## begin Data provided
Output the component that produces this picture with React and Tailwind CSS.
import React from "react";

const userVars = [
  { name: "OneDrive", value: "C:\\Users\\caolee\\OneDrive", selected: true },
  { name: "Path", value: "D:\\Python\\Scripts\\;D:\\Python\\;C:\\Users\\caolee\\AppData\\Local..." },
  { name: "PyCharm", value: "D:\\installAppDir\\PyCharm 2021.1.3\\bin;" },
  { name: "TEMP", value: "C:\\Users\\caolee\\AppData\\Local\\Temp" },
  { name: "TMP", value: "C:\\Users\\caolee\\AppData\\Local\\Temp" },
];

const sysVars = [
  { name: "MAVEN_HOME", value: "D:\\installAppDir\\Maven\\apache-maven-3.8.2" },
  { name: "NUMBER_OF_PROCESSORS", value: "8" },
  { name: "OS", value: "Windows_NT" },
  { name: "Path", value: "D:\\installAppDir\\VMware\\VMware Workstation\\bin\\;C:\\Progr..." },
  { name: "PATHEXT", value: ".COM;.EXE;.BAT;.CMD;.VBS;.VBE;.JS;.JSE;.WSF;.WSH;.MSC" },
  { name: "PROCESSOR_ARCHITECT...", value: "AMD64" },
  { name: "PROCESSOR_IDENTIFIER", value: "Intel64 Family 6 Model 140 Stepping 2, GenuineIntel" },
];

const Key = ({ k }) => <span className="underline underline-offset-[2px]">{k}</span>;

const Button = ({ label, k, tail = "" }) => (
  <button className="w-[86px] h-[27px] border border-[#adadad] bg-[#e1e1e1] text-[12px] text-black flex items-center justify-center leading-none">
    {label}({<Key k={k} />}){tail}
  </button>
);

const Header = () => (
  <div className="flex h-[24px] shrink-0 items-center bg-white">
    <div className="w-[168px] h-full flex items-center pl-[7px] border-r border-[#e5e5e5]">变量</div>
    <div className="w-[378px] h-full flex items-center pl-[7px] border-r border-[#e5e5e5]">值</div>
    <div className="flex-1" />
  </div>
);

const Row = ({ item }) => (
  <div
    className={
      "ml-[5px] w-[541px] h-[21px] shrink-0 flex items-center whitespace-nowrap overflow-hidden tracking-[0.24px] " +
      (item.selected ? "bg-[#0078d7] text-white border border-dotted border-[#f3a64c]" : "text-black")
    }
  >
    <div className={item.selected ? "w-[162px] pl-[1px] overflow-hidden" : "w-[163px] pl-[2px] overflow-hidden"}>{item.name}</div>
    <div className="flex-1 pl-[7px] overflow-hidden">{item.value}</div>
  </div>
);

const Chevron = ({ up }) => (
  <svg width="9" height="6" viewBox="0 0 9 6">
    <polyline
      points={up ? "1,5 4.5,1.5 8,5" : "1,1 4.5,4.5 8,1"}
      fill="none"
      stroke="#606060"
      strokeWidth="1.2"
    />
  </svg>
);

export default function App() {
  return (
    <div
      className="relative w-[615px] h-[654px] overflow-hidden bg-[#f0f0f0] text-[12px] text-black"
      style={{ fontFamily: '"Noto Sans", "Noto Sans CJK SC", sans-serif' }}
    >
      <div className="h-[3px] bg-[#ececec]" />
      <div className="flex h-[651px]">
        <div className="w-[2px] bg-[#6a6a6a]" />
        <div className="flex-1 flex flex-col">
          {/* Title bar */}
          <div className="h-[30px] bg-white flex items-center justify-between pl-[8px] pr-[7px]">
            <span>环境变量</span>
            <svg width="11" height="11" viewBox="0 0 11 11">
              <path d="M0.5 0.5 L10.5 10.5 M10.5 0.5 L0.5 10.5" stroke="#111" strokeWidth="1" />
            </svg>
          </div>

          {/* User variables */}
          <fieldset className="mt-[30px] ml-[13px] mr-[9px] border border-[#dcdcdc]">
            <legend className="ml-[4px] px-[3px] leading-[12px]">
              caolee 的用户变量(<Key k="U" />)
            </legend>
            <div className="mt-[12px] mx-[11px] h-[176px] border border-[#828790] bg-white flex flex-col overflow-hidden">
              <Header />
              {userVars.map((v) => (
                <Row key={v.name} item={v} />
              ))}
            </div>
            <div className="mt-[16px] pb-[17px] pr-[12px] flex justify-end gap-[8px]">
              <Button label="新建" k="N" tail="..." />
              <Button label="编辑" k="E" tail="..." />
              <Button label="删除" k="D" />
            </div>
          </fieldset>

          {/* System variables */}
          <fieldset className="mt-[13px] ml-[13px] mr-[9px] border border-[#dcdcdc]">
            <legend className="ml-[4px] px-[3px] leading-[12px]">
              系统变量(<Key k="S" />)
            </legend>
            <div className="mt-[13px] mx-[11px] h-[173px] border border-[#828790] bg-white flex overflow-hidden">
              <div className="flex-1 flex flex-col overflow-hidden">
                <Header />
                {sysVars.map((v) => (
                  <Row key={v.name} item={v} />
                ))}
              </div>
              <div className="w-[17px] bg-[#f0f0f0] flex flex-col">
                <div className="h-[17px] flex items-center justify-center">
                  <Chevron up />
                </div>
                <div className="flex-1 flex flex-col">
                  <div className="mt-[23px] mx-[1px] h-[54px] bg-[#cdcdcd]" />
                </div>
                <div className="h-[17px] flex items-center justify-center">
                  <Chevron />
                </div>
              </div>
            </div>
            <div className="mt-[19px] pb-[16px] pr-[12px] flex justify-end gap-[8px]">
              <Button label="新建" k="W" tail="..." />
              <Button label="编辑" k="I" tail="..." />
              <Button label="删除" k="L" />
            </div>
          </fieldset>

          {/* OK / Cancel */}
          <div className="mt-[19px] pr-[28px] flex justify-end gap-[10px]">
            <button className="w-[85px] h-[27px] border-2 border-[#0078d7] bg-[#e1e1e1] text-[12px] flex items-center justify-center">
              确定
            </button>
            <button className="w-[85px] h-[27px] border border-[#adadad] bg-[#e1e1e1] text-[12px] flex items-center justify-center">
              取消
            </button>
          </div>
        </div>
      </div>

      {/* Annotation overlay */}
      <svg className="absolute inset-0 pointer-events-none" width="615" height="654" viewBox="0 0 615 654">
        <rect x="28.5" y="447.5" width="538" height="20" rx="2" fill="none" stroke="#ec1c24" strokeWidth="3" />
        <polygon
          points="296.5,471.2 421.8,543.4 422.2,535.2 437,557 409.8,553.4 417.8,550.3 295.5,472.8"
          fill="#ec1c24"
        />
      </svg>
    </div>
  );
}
## end Data provided
## begin Data provided
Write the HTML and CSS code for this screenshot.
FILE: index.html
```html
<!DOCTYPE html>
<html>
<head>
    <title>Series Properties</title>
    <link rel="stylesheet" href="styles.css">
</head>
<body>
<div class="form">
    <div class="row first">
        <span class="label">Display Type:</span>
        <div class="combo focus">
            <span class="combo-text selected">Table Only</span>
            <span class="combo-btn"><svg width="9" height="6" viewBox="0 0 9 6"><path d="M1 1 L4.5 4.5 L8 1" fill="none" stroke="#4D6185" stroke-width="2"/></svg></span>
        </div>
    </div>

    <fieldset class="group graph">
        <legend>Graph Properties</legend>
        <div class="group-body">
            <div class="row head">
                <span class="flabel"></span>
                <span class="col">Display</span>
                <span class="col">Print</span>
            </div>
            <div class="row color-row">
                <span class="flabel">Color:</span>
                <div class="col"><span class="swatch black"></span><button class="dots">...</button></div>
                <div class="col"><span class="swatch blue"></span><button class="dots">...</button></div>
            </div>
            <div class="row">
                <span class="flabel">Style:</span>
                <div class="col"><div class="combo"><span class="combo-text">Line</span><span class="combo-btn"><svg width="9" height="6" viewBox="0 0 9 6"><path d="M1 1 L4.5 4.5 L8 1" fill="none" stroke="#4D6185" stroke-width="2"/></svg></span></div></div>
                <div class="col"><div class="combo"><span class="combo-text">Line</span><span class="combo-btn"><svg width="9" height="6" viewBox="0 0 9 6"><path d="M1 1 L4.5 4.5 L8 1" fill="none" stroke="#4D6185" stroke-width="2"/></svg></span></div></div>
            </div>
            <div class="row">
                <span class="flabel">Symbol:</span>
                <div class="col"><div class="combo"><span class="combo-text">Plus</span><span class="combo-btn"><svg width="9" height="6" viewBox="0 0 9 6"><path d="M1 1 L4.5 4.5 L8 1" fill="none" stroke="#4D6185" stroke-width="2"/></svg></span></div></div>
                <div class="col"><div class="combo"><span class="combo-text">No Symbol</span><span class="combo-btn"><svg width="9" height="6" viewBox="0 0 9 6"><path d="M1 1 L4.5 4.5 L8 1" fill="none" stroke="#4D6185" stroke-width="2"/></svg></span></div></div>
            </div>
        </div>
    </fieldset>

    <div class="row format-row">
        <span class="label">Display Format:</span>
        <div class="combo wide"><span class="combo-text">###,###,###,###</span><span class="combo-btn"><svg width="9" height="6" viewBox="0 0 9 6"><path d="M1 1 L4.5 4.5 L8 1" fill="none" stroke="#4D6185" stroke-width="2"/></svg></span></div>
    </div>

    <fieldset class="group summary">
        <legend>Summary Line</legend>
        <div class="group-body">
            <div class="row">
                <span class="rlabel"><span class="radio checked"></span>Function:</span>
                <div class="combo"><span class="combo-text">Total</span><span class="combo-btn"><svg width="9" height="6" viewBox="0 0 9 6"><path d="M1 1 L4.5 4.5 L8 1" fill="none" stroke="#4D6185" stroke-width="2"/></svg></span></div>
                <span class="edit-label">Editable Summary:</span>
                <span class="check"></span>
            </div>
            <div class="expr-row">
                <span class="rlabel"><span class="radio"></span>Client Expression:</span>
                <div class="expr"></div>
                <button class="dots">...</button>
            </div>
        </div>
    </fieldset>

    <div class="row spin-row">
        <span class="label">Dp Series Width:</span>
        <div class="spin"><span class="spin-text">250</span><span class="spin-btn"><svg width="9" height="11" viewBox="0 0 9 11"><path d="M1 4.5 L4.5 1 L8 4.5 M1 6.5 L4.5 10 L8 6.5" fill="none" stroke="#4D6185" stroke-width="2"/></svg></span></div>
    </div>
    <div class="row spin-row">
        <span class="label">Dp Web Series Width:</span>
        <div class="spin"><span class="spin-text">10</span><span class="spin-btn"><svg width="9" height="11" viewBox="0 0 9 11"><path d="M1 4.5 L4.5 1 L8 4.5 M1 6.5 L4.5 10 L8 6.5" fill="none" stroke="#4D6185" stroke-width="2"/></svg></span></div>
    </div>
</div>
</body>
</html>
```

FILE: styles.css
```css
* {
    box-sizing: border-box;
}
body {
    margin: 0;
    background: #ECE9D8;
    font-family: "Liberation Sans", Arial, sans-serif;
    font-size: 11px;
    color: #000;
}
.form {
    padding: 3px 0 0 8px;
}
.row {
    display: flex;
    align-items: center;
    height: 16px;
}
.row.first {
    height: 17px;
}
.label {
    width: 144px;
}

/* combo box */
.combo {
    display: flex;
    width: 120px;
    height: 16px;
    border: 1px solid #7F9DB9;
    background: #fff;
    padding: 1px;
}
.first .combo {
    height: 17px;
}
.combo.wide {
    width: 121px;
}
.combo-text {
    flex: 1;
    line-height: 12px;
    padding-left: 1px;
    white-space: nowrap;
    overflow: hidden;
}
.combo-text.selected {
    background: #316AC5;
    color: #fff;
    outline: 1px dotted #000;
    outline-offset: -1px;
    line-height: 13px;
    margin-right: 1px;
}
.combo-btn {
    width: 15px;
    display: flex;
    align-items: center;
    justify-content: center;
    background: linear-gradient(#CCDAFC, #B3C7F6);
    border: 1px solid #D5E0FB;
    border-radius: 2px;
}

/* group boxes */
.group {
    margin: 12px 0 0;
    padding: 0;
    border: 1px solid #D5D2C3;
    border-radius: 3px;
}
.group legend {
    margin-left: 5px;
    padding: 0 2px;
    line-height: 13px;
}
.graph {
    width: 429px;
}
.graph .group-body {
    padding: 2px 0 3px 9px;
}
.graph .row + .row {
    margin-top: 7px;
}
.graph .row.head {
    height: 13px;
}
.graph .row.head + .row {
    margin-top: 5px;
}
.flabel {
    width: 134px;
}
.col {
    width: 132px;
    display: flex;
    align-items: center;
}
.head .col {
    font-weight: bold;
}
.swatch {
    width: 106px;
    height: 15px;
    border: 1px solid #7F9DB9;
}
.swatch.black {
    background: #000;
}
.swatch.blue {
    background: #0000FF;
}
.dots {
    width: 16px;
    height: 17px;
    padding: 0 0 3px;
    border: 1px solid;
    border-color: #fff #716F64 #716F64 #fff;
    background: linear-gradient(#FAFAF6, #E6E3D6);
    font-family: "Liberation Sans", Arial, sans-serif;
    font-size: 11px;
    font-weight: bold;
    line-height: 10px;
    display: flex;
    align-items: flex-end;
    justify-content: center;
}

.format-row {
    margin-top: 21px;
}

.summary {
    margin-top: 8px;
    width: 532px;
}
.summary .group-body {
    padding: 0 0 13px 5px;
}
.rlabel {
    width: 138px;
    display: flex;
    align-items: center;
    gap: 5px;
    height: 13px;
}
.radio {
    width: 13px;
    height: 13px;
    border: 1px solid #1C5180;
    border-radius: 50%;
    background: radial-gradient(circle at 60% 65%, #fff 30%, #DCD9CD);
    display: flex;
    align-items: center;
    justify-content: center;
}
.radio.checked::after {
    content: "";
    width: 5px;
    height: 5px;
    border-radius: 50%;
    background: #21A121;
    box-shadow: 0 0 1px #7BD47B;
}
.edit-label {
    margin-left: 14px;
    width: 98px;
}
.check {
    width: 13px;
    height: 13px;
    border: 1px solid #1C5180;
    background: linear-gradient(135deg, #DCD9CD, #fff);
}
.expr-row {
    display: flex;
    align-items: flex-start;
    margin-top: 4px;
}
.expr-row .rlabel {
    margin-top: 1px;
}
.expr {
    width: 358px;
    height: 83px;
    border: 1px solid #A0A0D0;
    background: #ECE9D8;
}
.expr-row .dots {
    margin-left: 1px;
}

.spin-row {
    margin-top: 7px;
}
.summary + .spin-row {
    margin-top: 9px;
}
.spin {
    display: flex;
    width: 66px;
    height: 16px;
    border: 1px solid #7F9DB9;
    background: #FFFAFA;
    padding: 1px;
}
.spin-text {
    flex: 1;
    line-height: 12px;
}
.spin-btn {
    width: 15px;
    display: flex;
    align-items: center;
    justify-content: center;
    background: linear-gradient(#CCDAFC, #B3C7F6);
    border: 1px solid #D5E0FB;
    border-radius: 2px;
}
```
## end Data provided
## begin Data provided
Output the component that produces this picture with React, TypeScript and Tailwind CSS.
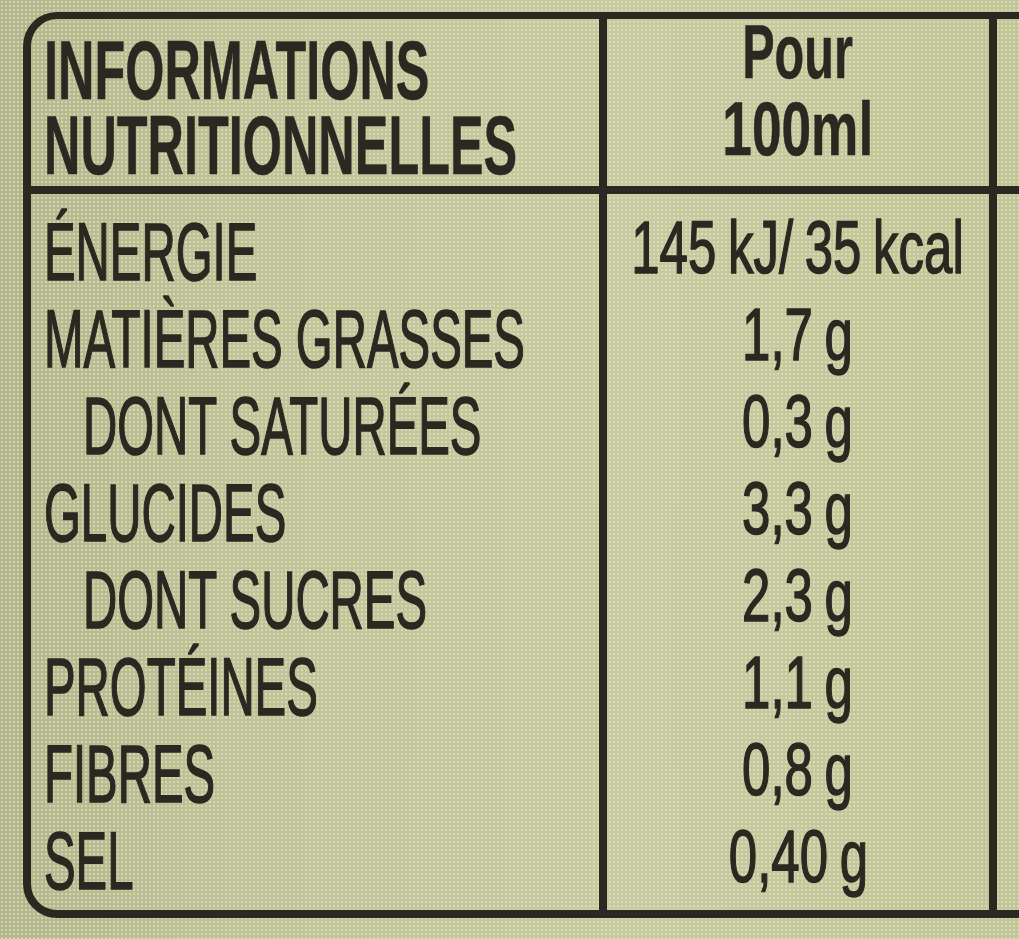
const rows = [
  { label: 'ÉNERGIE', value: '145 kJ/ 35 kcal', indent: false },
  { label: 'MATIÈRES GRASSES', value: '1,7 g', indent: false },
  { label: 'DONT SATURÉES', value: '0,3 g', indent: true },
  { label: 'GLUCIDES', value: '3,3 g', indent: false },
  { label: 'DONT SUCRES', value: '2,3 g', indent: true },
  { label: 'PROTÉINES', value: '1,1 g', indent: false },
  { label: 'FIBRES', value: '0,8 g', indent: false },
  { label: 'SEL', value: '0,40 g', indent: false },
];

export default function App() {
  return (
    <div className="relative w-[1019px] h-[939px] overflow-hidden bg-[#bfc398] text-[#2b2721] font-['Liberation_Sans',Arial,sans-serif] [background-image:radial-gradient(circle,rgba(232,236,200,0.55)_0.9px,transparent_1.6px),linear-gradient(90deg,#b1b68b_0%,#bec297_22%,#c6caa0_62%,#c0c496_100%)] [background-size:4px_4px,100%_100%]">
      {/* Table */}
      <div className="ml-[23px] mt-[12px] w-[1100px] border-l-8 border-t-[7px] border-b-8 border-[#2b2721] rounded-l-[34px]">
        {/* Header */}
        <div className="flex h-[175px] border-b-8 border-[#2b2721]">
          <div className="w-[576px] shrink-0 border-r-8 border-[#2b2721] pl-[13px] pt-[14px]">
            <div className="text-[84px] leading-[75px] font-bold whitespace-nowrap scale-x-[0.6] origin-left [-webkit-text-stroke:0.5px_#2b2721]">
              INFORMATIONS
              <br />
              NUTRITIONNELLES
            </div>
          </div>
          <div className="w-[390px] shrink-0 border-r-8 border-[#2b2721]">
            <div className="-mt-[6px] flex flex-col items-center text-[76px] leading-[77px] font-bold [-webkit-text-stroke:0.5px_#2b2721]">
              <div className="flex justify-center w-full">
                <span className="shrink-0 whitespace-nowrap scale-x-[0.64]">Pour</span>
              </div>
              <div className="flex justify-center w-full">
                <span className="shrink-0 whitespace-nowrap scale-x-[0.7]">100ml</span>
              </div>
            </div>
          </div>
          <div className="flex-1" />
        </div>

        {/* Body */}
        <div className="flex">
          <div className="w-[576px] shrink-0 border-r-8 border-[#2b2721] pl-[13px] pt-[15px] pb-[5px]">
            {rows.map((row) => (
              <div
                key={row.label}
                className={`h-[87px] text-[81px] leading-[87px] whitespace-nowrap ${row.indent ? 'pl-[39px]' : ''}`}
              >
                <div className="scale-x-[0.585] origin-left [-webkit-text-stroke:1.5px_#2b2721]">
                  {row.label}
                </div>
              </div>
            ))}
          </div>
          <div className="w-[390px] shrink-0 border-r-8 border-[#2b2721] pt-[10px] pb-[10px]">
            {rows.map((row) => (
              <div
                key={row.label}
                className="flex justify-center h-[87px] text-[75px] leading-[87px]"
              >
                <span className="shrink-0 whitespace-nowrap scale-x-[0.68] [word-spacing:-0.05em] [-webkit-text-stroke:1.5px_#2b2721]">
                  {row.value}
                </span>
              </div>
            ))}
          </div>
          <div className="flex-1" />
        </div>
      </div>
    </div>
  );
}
## end Data provided
Direction
Gather from the data above every line with the string "Output".

Solved problem
Output the component that produces this picture with React and Tailwind CSS.
Output the component that produces this picture with React, TypeScript and Tailwind CSS.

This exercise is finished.